* Your task: Would you quote the material below from its first line through the line containing "const [sick, setSick]", exactly and with both ends included?

BEGIN Collected data

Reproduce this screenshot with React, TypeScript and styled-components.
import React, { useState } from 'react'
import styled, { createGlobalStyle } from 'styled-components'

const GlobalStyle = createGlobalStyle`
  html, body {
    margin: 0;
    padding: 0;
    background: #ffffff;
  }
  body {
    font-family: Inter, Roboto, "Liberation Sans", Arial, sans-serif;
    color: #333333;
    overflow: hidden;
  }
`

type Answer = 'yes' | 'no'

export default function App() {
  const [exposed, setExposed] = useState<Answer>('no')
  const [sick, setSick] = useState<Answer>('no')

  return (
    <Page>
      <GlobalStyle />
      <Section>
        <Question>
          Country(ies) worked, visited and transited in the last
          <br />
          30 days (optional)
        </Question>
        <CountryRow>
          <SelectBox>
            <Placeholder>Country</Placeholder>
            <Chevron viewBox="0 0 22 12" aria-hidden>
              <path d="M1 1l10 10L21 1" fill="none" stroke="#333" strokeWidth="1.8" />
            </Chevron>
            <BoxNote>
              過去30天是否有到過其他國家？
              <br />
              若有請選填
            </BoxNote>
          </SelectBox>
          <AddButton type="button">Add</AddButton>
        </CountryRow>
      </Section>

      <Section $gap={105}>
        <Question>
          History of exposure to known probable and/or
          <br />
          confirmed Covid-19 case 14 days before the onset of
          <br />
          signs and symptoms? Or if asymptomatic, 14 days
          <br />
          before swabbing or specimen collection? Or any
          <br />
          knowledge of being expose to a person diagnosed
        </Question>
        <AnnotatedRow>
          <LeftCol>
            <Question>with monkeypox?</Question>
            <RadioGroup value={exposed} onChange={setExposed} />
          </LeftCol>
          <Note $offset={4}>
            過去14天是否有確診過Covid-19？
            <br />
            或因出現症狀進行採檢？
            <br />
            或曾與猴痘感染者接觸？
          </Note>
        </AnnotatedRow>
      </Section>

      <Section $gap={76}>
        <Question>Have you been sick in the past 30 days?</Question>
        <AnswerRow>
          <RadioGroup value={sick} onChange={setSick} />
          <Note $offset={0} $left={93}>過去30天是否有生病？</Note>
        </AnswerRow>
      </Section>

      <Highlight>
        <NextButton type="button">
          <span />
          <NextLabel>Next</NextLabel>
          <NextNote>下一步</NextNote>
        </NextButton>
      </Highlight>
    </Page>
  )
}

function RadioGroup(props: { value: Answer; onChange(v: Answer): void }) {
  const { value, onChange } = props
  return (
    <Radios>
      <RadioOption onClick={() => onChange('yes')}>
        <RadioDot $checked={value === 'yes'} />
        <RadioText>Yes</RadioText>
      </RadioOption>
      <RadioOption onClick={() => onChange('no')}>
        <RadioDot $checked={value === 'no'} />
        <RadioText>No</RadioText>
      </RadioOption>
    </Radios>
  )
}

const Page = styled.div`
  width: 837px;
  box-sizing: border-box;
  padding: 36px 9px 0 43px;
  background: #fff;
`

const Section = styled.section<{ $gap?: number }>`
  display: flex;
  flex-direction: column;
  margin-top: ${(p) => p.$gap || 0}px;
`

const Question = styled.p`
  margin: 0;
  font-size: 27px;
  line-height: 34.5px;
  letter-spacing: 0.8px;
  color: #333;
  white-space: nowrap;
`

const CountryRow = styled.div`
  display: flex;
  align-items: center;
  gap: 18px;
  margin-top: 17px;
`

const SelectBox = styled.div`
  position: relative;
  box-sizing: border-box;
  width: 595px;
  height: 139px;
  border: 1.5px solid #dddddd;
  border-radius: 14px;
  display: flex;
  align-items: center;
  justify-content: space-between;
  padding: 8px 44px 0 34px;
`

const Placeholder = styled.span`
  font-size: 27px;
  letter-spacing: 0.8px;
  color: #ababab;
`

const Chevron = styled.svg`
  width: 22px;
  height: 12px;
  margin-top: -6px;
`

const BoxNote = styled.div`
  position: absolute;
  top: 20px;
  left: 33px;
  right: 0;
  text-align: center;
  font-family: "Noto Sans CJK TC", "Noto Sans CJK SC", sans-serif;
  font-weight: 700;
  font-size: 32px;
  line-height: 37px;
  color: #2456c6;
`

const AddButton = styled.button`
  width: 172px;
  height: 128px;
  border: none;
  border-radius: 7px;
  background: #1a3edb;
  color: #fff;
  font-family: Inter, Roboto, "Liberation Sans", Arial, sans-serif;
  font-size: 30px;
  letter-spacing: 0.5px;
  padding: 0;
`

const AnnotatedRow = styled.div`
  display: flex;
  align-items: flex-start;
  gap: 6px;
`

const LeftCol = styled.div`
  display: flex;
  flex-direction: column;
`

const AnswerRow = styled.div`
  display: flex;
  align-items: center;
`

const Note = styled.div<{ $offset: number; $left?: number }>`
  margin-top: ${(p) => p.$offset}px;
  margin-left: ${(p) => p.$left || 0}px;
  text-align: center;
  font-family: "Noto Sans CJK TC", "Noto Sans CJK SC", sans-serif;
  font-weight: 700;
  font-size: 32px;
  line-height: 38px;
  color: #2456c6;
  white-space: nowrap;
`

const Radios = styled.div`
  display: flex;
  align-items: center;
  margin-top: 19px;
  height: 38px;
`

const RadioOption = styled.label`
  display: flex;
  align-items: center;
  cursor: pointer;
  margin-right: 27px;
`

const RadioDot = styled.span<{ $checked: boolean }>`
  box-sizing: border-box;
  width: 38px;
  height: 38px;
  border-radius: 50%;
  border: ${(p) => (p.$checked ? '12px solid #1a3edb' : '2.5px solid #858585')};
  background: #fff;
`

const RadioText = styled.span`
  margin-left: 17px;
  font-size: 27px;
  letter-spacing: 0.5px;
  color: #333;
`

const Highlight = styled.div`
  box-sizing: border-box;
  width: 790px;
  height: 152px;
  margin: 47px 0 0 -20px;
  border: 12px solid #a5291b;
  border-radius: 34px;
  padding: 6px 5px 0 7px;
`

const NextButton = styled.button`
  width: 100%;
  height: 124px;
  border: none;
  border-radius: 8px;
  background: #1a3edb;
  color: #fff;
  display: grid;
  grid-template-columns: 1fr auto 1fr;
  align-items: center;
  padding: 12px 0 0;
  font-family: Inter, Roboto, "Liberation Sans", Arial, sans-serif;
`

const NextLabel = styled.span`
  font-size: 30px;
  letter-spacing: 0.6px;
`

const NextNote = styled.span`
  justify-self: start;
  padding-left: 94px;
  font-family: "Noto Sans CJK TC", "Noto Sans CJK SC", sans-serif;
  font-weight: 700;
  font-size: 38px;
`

END Collected data

* Result of this task:
Reproduce this screenshot with React, TypeScript and styled-components.
import React, { useState } from 'react'
import styled, { createGlobalStyle } from 'styled-components'

const GlobalStyle = createGlobalStyle`
  html, body {
    margin: 0;
    padding: 0;
    background: #ffffff;
  }
  body {
    font-family: Inter, Roboto, "Liberation Sans", Arial, sans-serif;
    color: #333333;
    overflow: hidden;
  }
`

type Answer = 'yes' | 'no'

export default function App() {
  const [exposed, setExposed] = useState<Answer>('no')
  const [sick, setSick] = useState<Answer>('no')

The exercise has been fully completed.